>> START
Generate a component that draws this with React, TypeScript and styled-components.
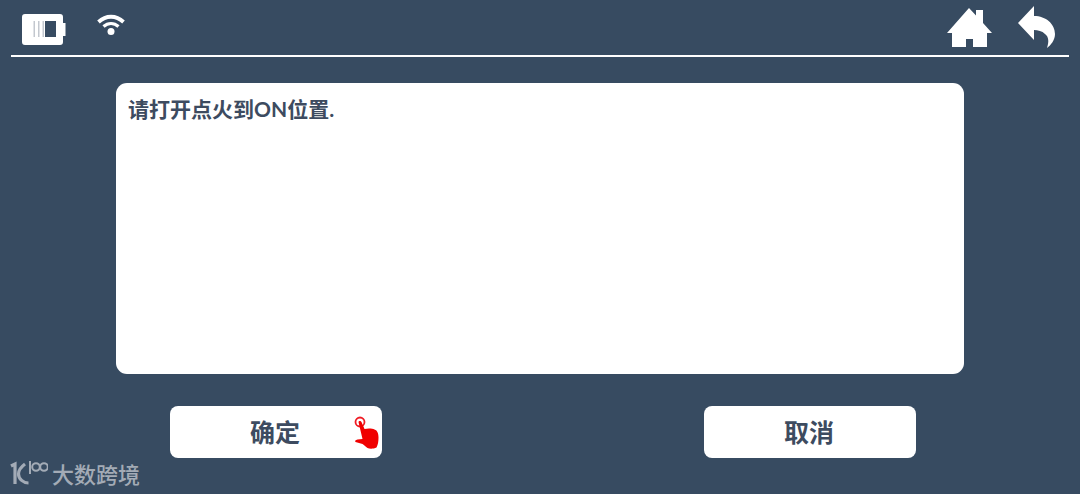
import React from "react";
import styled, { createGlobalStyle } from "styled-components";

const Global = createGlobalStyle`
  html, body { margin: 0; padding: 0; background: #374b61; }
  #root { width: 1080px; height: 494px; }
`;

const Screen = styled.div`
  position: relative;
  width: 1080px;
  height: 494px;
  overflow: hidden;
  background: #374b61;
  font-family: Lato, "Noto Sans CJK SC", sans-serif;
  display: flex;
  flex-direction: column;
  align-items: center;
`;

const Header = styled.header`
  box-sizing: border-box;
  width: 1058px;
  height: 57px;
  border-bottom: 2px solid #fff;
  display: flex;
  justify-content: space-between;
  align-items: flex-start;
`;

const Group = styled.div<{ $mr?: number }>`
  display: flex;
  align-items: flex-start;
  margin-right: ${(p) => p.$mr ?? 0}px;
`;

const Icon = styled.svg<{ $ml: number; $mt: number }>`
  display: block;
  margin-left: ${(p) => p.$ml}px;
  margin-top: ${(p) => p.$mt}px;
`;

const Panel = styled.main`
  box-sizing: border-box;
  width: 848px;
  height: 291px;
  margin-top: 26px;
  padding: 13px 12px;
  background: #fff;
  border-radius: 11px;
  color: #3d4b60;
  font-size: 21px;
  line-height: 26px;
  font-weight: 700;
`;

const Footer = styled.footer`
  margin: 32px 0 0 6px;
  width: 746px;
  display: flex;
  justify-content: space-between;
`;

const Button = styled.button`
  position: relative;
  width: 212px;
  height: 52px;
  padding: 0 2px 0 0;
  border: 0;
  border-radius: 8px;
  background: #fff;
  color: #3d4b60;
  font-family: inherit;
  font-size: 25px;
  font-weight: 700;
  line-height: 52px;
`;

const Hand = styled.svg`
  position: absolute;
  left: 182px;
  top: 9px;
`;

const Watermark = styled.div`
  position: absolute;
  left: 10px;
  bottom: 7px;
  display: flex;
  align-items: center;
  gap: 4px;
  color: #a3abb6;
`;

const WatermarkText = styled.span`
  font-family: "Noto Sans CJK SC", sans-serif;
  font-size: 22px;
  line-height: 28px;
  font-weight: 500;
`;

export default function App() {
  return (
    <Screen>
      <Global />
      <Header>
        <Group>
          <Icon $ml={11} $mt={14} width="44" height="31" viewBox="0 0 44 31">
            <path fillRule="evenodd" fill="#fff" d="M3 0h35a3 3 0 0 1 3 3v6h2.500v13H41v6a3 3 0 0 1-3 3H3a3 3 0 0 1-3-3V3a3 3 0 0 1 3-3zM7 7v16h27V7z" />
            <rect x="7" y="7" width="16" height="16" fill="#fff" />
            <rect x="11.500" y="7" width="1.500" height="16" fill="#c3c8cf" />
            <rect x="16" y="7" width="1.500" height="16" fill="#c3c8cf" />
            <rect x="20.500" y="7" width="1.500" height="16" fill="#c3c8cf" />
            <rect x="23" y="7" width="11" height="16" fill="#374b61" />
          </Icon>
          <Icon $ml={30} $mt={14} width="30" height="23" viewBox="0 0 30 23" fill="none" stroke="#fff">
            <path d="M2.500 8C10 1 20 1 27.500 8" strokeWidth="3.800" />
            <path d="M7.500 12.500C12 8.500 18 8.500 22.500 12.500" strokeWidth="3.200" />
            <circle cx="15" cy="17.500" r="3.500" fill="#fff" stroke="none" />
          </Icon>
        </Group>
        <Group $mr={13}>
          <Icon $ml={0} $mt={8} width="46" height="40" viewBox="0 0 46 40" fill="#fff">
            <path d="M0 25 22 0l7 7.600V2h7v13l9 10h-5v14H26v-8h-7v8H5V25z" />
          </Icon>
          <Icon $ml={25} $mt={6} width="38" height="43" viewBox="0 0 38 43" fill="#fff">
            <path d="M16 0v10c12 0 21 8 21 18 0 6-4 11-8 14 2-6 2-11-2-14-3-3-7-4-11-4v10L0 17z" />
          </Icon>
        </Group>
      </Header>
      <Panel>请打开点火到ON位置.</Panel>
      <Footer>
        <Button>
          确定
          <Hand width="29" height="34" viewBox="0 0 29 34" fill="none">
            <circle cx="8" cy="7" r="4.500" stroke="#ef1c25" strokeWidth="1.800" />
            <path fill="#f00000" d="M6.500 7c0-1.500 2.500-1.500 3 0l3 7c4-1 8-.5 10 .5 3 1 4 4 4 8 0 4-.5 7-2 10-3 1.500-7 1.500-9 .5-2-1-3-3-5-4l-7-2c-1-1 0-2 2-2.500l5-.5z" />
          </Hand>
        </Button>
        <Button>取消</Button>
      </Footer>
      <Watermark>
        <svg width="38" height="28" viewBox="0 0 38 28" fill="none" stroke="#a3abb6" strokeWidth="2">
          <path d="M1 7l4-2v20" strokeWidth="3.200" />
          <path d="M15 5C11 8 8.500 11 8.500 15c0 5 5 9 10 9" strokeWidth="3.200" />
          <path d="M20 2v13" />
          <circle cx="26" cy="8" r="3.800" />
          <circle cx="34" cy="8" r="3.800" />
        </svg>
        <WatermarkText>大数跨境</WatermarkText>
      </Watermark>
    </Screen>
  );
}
>> END
Problem description — Transcribe the material exactly, keeping every word and none of the pictures.

Exercise solution —
Generate a component that draws this with React, TypeScript and styled-components.
import React from "react";
import styled, { createGlobalStyle } from "styled-components";

const Global = createGlobalStyle`
  html, body { margin: 0; padding: 0; background: #374b61; }
  #root { width: 1080px; height: 494px; }
`;

const Screen = styled.div`
  position: relative;
  width: 1080px;
  height: 494px;
  overflow: hidden;
  background: #374b61;
  font-family: Lato, "Noto Sans CJK SC", sans-serif;
  display: flex;
  flex-direction: column;
  align-items: center;
`;

const Header = styled.header`
  box-sizing: border-box;
  width: 1058px;
  height: 57px;
  border-bottom: 2px solid #fff;
  display: flex;
  justify-content: space-between;
  align-items: flex-start;
`;

const Group = styled.div<{ $mr?: number }>`
  display: flex;
  align-items: flex-start;
  margin-right: ${(p) => p.$mr ?? 0}px;
`;

const Icon = styled.svg<{ $ml: number; $mt: number }>`
  display: block;
  margin-left: ${(p) => p.$ml}px;
  margin-top: ${(p) => p.$mt}px;
`;

const Panel = styled.main`
  box-sizing: border-box;
  width: 848px;
  height: 291px;
  margin-top: 26px;
  padding: 13px 12px;
  background: #fff;
  border-radius: 11px;
  color: #3d4b60;
  font-size: 21px;
  line-height: 26px;
  font-weight: 700;
`;

const Footer = styled.footer`
  margin: 32px 0 0 6px;
  width: 746px;
  display: flex;
  justify-content: space-between;
`;

const Button = styled.button`
  position: relative;
  width: 212px;
  height: 52px;
  padding: 0 2px 0 0;
  border: 0;
  border-radius: 8px;
  background: #fff;
  color: #3d4b60;
  font-family: inherit;
  font-size: 25px;
  font-weight: 700;
  line-height: 52px;
`;

const Hand = styled.svg`
  position: absolute;
  left: 182px;
  top: 9px;
`;

const Watermark = styled.div`
  position: absolute;
  left: 10px;
  bottom: 7px;
  display: flex;
  align-items: center;
  gap: 4px;
  color: #a3abb6;
`;

const WatermarkText = styled.span`
  font-family: "Noto Sans CJK SC", sans-serif;
  font-size: 22px;
  line-height: 28px;
  font-weight: 500;
`;

export default function App() {
  return (
    <Screen>
      <Global />
      <Header>
        <Group>
          <Icon $ml={11} $mt={14} width="44" height="31" viewBox="0 0 44 31">
            <path fillRule="evenodd" fill="#fff" d="M3 0h35a3 3 0 0 1 3 3v6h2.500v13H41v6a3 3 0 0 1-3 3H3a3 3 0 0 1-3-3V3a3 3 0 0 1 3-3zM7 7v16h27V7z" />
            <rect x="7" y="7" width="16" height="16" fill="#fff" />
            <rect x="11.500" y="7" width="1.500" height="16" fill="#c3c8cf" />
            <rect x="16" y="7" width="1.500" height="16" fill="#c3c8cf" />
            <rect x="20.500" y="7" width="1.500" height="16" fill="#c3c8cf" />
            <rect x="23" y="7" width="11" height="16" fill="#374b61" />
          </Icon>
          <Icon $ml={30} $mt={14} width="30" height="23" viewBox="0 0 30 23" fill="none" stroke="#fff">
            <path d="M2.500 8C10 1 20 1 27.500 8" strokeWidth="3.800" />
            <path d="M7.500 12.500C12 8.500 18 8.500 22.500 12.500" strokeWidth="3.200" />
            <circle cx="15" cy="17.500" r="3.500" fill="#fff" stroke="none" />
          </Icon>
        </Group>
        <Group $mr={13}>
          <Icon $ml={0} $mt={8} width="46" height="40" viewBox="0 0 46 40" fill="#fff">
            <path d="M0 25 22 0l7 7.600V2h7v13l9 10h-5v14H26v-8h-7v8H5V25z" />
          </Icon>
          <Icon $ml={25} $mt={6} width="38" height="43" viewBox="0 0 38 43" fill="#fff">
            <path d="M16 0v10c12 0 21 8 21 18 0 6-4 11-8 14 2-6 2-11-2-14-3-3-7-4-11-4v10L0 17z" />
          </Icon>
        </Group>
      </Header>
      <Panel>请打开点火到ON位置.</Panel>
      <Footer>
        <Button>
          确定
          <Hand width="29" height="34" viewBox="0 0 29 34" fill="none">
            <circle cx="8" cy="7" r="4.500" stroke="#ef1c25" strokeWidth="1.800" />
            <path fill="#f00000" d="M6.500 7c0-1.500 2.500-1.500 3 0l3 7c4-1 8-.5 10 .5 3 1 4 4 4 8 0 4-.5 7-2 10-3 1.500-7 1.500-9 .5-2-1-3-3-5-4l-7-2c-1-1 0-2 2-2.500l5-.5z" />
          </Hand>
        </Button>
        <Button>取消</Button>
      </Footer>
      <Watermark>
        <svg width="38" height="28" viewBox="0 0 38 28" fill="none" stroke="#a3abb6" strokeWidth="2">
          <path d="M1 7l4-2v20" strokeWidth="3.200" />
          <path d="M15 5C11 8 8.500 11 8.500 15c0 5 5 9 10 9" strokeWidth="3.200" />
          <path d="M20 2v13" />
          <circle cx="26" cy="8" r="3.800" />
          <circle cx="34" cy="8" r="3.800" />
        </svg>
        <WatermarkText>大数跨境</WatermarkText>
      </Watermark>
    </Screen>
  );
}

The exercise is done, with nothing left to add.